At the hearing, Judge Noreika also left open the possibility of Hunter submitting on full pages from his memoir, not just the excerpts picked by prosecutors (though her order may be limited to pages, not longer passages).
[T]he motion will be granted in part. The pages offered by the government may be admitted, but the motion is denied to the extent that the government seeks to admit a page from Defendant’s memoir without giving him the opportunity to seek the admission of additional relevant sentences or passages from that same page subject to the Rule of Completeness so long as the statements made meet other requirements for relevance and prejudice. The excerpts by the way still need to come in through a witness.
Now, that being said, I will note that no one has provided me with un-redacted pages from the book, so I can’t tell you at this point whether I view any of the redacted portions to be properly admissible on the Rule of Completeness or the relevance and prejudice, but I do think it’s unfair that Defendant wouldn’t be given an opportunity to establish that.
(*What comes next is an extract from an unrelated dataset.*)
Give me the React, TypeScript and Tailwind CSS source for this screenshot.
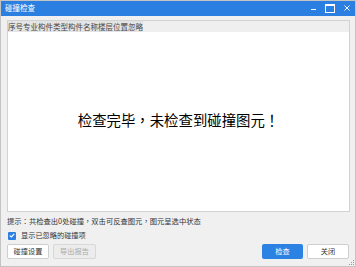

She has yet to rule on the ATF form doctored after the fact by the gun shop. But Derek Hines did, at least, provide a non-responsive explanation for the source of the three colors on the form.
THE COURT: So you are planning to call Mr. Cleveland. And he is going to say I watched the Defendant fill out the form. I wrote down — did he write down — I noticed that with Mr. Lowell’s motion, he gave me a color copy of the form, which was nice. So is he going to be able to testify who wrote stuff in red, blue, black, whatever?
MR. HINES: Yes, he will. He will testify that Mr. Biden filled out Section A, which is the section that can only be completed by the buyer. And he will testify that he signed the form. You can see his signature on the third page of the form. And then he will testify that Jason Turner filled out Section B of the form. Jason Turner is another employee of StarQuest.
THE COURT: And who filled out — oh, Section B.
MR. HINES: Correct, Section B.
THE COURT: It looks like the same person who makes their zeros like that, but some are in black and some are in red.
MR. HINES: Correct. Based on the information the government has, he will testify that Mr. Turner completed Section B of the form.
Again, prosecutors have a strong case against Hunter Biden. But two of three ways in which they attempted to mitigate the holes in their case have at least partly failed.
Update: Corrected date of November 3 text.